** Start **
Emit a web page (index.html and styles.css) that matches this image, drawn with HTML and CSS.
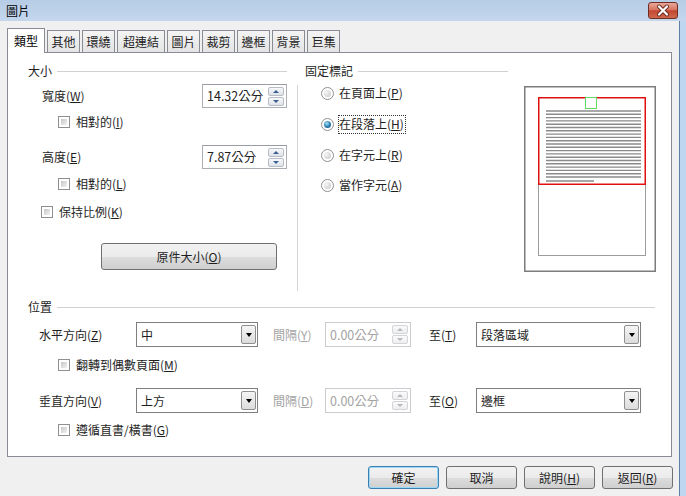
FILE: index.html
```html
<!DOCTYPE html>
<html lang="zh-Hant">
<head>
    <meta charset="UTF-8">
    <title>圖片</title>
    <link rel="stylesheet" href="styles.css">
</head>
<body>
<div class="window">
    <div class="titlebar">
        <span class="title">圖片</span>
        <div class="close-btn">
            <svg width="28" height="15" viewBox="0 0 28 15">
                <path d="M10 3.5 L18 11.5 M18 3.5 L10 11.5" stroke="#6b2b22" stroke-width="4" stroke-linecap="round"/>
                <path d="M10 3.5 L18 11.5 M18 3.5 L10 11.5" stroke="#fff" stroke-width="2.2" stroke-linecap="round"/>
            </svg>
        </div>
    </div>

    <div class="frame">
        <div class="client">
            <div class="tabs">
                <div class="tab active">類型</div>
                <div class="tab">其他</div>
                <div class="tab">環繞</div>
                <div class="tab long">超連結</div>
                <div class="tab">圖片</div>
                <div class="tab">裁剪</div>
                <div class="tab">邊框</div>
                <div class="tab">背景</div>
                <div class="tab">巨集</div>
            </div>

            <div class="panel">
                <div class="top">
                    <!-- 大小 -->
                    <div class="col-size">
                        <div class="group-title"><span>大小</span><i class="rule"></i></div>

                        <div class="field-row first">
                            <span class="label">寬度(<u>W</u>)</span>
                            <div class="spin">
                                <span class="spin-value">14.32公分</span>
                                <span class="spin-btns"><b class="up"></b><b class="down"></b></span>
                            </div>
                        </div>
                        <div class="check-row rel-w"><span class="check"></span><span>相對的(<u>I</u>)</span></div>

                        <div class="field-row second">
                            <span class="label">高度(<u>E</u>)</span>
                            <div class="spin">
                                <span class="spin-value">7.87公分</span>
                                <span class="spin-btns"><b class="up"></b><b class="down"></b></span>
                            </div>
                        </div>
                        <div class="check-row rel-h"><span class="check"></span><span>相對的(<u>L</u>)</span></div>

                        <div class="check-row keep"><span class="check"></span><span>保持比例(<u>K</u>)</span></div>

                        <div class="push-btn original">原件大小(<u>O</u>)</div>
                    </div>

                    <div class="vsep"></div>

                    <!-- 固定標記 -->
                    <div class="col-anchor">
                        <div class="group-title"><span>固定標記</span><i class="rule"></i></div>
                        <div class="radio-row r1"><span class="radio"></span><span>在頁面上(<u>P</u>)</span></div>
                        <div class="radio-row r2"><span class="radio on"></span><span class="focus">在段落上(<u>H</u>)</span></div>
                        <div class="radio-row r3"><span class="radio"></span><span>在字元上(<u>R</u>)</span></div>
                        <div class="radio-row r4"><span class="radio"></span><span>當作字元(<u>A</u>)</span></div>
                    </div>

                    <div class="preview">
                        <svg width="132" height="186" viewBox="0 0 132 186">
                            <rect x="0.75" y="0.75" width="130.5" height="184.5" fill="#fff" stroke="#7c7c7c" stroke-width="1.5"/>
                            <rect x="14.5" y="11.5" width="107" height="158" fill="#fff" stroke="#9c9c9c" stroke-width="1"/>
                            <g stroke="#8a8a8a" stroke-width="1.4">
                                <line x1="22" y1="25" x2="117" y2="25"/>
                                <line x1="22" y1="28.3" x2="117" y2="28.3"/>
                                <line x1="22" y1="31.6" x2="117" y2="31.6"/>
                                <line x1="22" y1="34.9" x2="117" y2="34.9"/>
                                <line x1="22" y1="38.2" x2="117" y2="38.2"/>
                                <line x1="22" y1="41.5" x2="117" y2="41.5"/>
                                <line x1="22" y1="44.8" x2="117" y2="44.8"/>
                                <line x1="22" y1="48.1" x2="117" y2="48.1"/>
                                <line x1="22" y1="51.4" x2="117" y2="51.4"/>
                                <line x1="22" y1="54.7" x2="117" y2="54.7"/>
                                <line x1="22" y1="58" x2="117" y2="58"/>
                                <line x1="22" y1="61.3" x2="117" y2="61.3"/>
                                <line x1="22" y1="64.6" x2="117" y2="64.6"/>
                                <line x1="22" y1="67.9" x2="117" y2="67.9"/>
                                <line x1="22" y1="71.2" x2="117" y2="71.2"/>
                                <line x1="22" y1="74.5" x2="117" y2="74.5"/>
                                <line x1="22" y1="77.8" x2="117" y2="77.8"/>
                                <line x1="22" y1="81.1" x2="117" y2="81.1"/>
                                <line x1="22" y1="84.4" x2="117" y2="84.4"/>
                                <line x1="22" y1="87.7" x2="117" y2="87.7"/>
                                <line x1="22" y1="91" x2="117" y2="91"/>
                                <line x1="22" y1="95" x2="70" y2="95"/>
                            </g>
                            <rect x="14.75" y="11.75" width="106.5" height="86.5" fill="none" stroke="#e01010" stroke-width="1.5"/>
                            <rect x="61.5" y="11.5" width="11" height="11" fill="#fff" stroke="#62d862" stroke-width="1"/>
                        </svg>
                    </div>
                </div>

                <!-- 位置 -->
                <div class="group-title wide"><span>位置</span><i class="rule"></i></div>

                <div class="pos-row first">
                    <span class="pos-label">水平方向(<u>Z</u>)</span>
                    <div class="combo"><span>中</span><span class="drop"></span></div>
                    <span class="gap-label">間隔(<u>Y</u>)</span>
                    <div class="spin disabled">
                        <span class="spin-value">0.00公分</span>
                        <span class="spin-btns"><b class="up"></b><b class="down"></b></span>
                    </div>
                    <span class="to-label">至(<u>T</u>)</span>
                    <div class="combo wide"><span>段落區域</span><span class="drop"></span></div>
                </div>
                <div class="check-row mirror"><span class="check"></span><span>翻轉到偶數頁面(<u>M</u>)</span></div>

                <div class="pos-row second">
                    <span class="pos-label">垂直方向(<u>V</u>)</span>
                    <div class="combo"><span>上方</span><span class="drop"></span></div>
                    <span class="gap-label">間隔(<u>D</u>)</span>
                    <div class="spin disabled">
                        <span class="spin-value">0.00公分</span>
                        <span class="spin-btns"><b class="up"></b><b class="down"></b></span>
                    </div>
                    <span class="to-label">至(<u>O</u>)</span>
                    <div class="combo wide"><span>邊框</span><span class="drop"></span></div>
                </div>
                <div class="check-row follow"><span class="check"></span><span>遵循直書/橫書(<u>G</u>)</span></div>
            </div>

            <div class="actions">
                <div class="push-btn default">確定</div>
                <div class="push-btn">取消</div>
                <div class="push-btn">說明(<u>H</u>)</div>
                <div class="push-btn">返回(<u>R</u>)</div>
            </div>
        </div>
        <div class="frame-right"></div>
    </div>
</div>
</body>
</html>
```

FILE: styles.css
```css
* {
    margin: 0;
    padding: 0;
    box-sizing: border-box;
}

body {
    font-family: "Noto Sans CJK TC", "Noto Sans", sans-serif;
    font-size: 12px;
    line-height: 16px;
    color: #1e1e1e;
    background: #f0f0f0;
    width: 686px;
    height: 496px;
    overflow: hidden;
}

u {
    text-decoration: underline;
    text-underline-offset: 1px;
}

.window {
    width: 686px;
    height: 496px;
    display: flex;
    flex-direction: column;
}

/* title bar */
.titlebar {
    height: 21px;
    display: flex;
    align-items: flex-start;
    padding: 0 8px 0 6px;
    background: linear-gradient(#b6cce6, #c4d7ed);
}

.title {
    line-height: 21px;
    color: #000;
}

.close-btn {
    margin-left: auto;
    margin-top: 2px;
    width: 30px;
    height: 17px;
    border: 1px solid #6e2e26;
    border-radius: 3px;
    background: linear-gradient(#e8a898, #d77562 45%, #c24630 52%, #cf6a4f);
    display: flex;
    align-items: center;
    justify-content: center;
}

.frame {
    flex: 1;
    display: flex;
}

.client {
    width: 679px;
    padding: 7px 6px 0 7px;
    background: #f0f0f0;
}

.frame-right {
    flex: 1;
    border-left: 1px solid #5d7fa6;
    background: #bed6ef;
}

/* tabs */
.tabs {
    height: 24px;
    display: flex;
    align-items: flex-end;
}

.tab {
    height: 22px;
    line-height: 21px;
    padding: 0 3.5px;
    margin-left: 2px;
    border: 1px solid #898c95;
    border-bottom: none;
    background: linear-gradient(#f4f4f4, #e4e4e4);
    color: #222;
}

.tab.long {
    padding: 0 5px;
}

.tab.active {
    height: 25px;
    line-height: 24px;
    padding: 0 6px;
    margin-left: 0;
    margin-bottom: -1px;
    background: #fff;
    position: relative;
    z-index: 1;
    color: #000;
}

/* panel */
.panel {
    width: 665px;
    height: 405px;
    border: 1px solid #898c95;
    background: #fff;
    padding: 10px 0 0 20px;
}

.top {
    display: flex;
    height: 228px;
}

.group-title {
    display: flex;
    align-items: center;
    height: 16px;
}

.group-title .rule {
    flex: 1;
    height: 1px;
    margin-left: 5px;
    background: #d0d0d0;
}

.group-title.wide {
    width: 627px;
    margin-top: 8px;
}

.col-size {
    width: 259px;
}

.field-row {
    display: flex;
    align-items: center;
    height: 24px;
}

.field-row.first { margin-top: 5px; }
.field-row.second { margin-top: 15px; }

.label {
    padding-left: 14px;
}

/* spin field */
.spin {
    margin-left: auto;
    width: 85px;
    height: 24px;
    border: 1px solid #abadb3;
    border-top-color: #9a9ca3;
    background: #fff;
    display: flex;
    align-items: center;
    padding-left: 4px;
}

.spin-value {
    flex: 1;
    font-size: 12.5px;
}

.spin-btns {
    width: 16px;
    margin-right: 2px;
    display: flex;
    flex-direction: column;
    gap: 1px;
}

.spin-btns b {
    height: 9px;
    border: 1px solid #b8bcc4;
    border-radius: 2px;
    background: linear-gradient(#f7f8fa, #dde3ea);
    display: flex;
    align-items: center;
    justify-content: center;
}

.spin-btns .up::after {
    content: "";
    border-left: 3px solid transparent;
    border-right: 3px solid transparent;
    border-bottom: 3px solid #3b5f8e;
}

.spin-btns .down::after {
    content: "";
    border-left: 3px solid transparent;
    border-right: 3px solid transparent;
    border-top: 3px solid #3b5f8e;
}

.spin.disabled {
    margin-left: 0;
    width: 86px;
    height: 25px;
    border-color: #c9cbd0;
    color: #a3a3a3;
}

.spin.disabled .spin-btns b {
    border-color: #d2d4d8;
    background: linear-gradient(#fafafa, #eeeeee);
}

.spin.disabled .spin-btns .up::after { border-bottom-color: #b4b8bf; }
.spin.disabled .spin-btns .down::after { border-top-color: #b4b8bf; }

/* checkboxes */
.check-row {
    display: flex;
    align-items: center;
    gap: 6px;
    height: 16px;
    padding-left: 30px;
}

.rel-w { margin-top: 6px; }
.rel-h { margin-top: 7px; }
.keep { margin-top: 12px; padding-left: 13px; }
.mirror { margin-top: 10px; }
.follow { margin-top: 9px; }

.check {
    width: 12px;
    height: 12px;
    border: 1px solid #8e8f8f;
    padding: 2px;
    background: #fff;
}

.check::after {
    content: "";
    display: block;
    width: 100%;
    height: 100%;
    background: linear-gradient(135deg, #c6c6c6, #f2f2f2);
}

/* buttons */
.push-btn {
    height: 23px;
    width: 71px;
    line-height: 21px;
    text-align: center;
    border: 1px solid #707070;
    border-radius: 3px;
    background: linear-gradient(#f2f2f2, #ebebeb 50%, #dddddd 51%, #cfcfcf);
    color: #1e1e1e;
}

.push-btn.original {
    margin-top: 23px;
    margin-left: 73px;
    width: 176px;
    height: 27px;
    line-height: 25px;
}

.push-btn.default {
    border-color: #3c7fb1;
    box-shadow: inset 0 0 0 1px #9bd8f5;
}

.vsep {
    width: 1px;
    margin: 22px 0 0 10px;
    background: #d5d5d5;
}

/* anchor radios */
.col-anchor {
    width: 203px;
    margin-left: 7px;
}

.radio-row {
    display: flex;
    align-items: center;
    gap: 5px;
    height: 16px;
    padding-left: 16px;
}

.r1 { margin-top: 6px; }
.r2 { margin-top: 15px; }
.r3 { margin-top: 15px; }
.r4 { margin-top: 14px; }

.radio {
    width: 13px;
    height: 13px;
    border: 1px solid #8e8f8f;
    border-radius: 50%;
    padding: 2px;
    background: #fff;
}

.radio::after {
    content: "";
    display: block;
    width: 100%;
    height: 100%;
    border-radius: 50%;
    background: radial-gradient(circle at 35% 35%, #f6f6f6, #c4c4c4);
}

.radio.on::after {
    background: radial-gradient(circle at 40% 35%, #a6e3f8, #2a7bb0 55%, #0f4470);
}

.focus {
    border: 1px dotted #333;
    margin-left: -1px;
    padding: 0 1px 1px 0;
    line-height: 16px;
}

.preview {
    margin: 23px 0 0 16px;
    width: 132px;
    height: 186px;
}

/* position rows */
.pos-row {
    display: flex;
    align-items: center;
    height: 25px;
}

.pos-row.first { margin-top: 7px; }
.pos-row.second { margin-top: 15px; }

.pos-label {
    width: 108px;
    padding-left: 11px;
}

.combo {
    width: 122px;
    height: 25px;
    border: 1px solid #7e7e7e;
    background: #fff;
    display: flex;
    align-items: center;
    padding: 0 1px 0 4px;
}

.combo span:first-child {
    flex: 1;
}

.combo .drop {
    width: 15px;
    height: 19px;
    border: 1px solid #8e8f8f;
    border-radius: 2px;
    background: linear-gradient(#f4f4f4, #dcdcdc);
    display: flex;
    align-items: center;
    justify-content: center;
}

.combo .drop::after {
    content: "";
    border-left: 3.5px solid transparent;
    border-right: 3.5px solid transparent;
    border-top: 4px solid #000;
}

.combo.wide {
    width: 165px;
}

.gap-label {
    margin-left: 15px;
    width: 52px;
    color: #a3a3a3;
}

.to-label {
    margin-left: 18px;
    width: 47px;
}

.actions {
    display: flex;
    justify-content: flex-end;
    gap: 7px;
    margin-top: 9px;
}
```
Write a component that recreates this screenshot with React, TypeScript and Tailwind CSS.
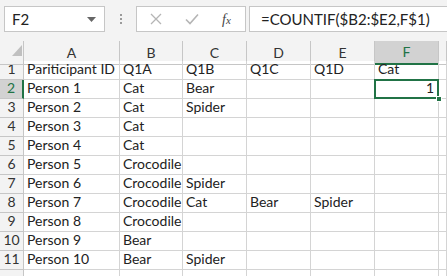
** End **
GOAL:
From the listing above, return each line with the word "this".

ANSWER TO THE EXERCISE:
Emit a web page (index.html and styles.css) that matches this image, drawn with HTML and CSS.
Write a component that recreates this screenshot with React, TypeScript and Tailwind CSS.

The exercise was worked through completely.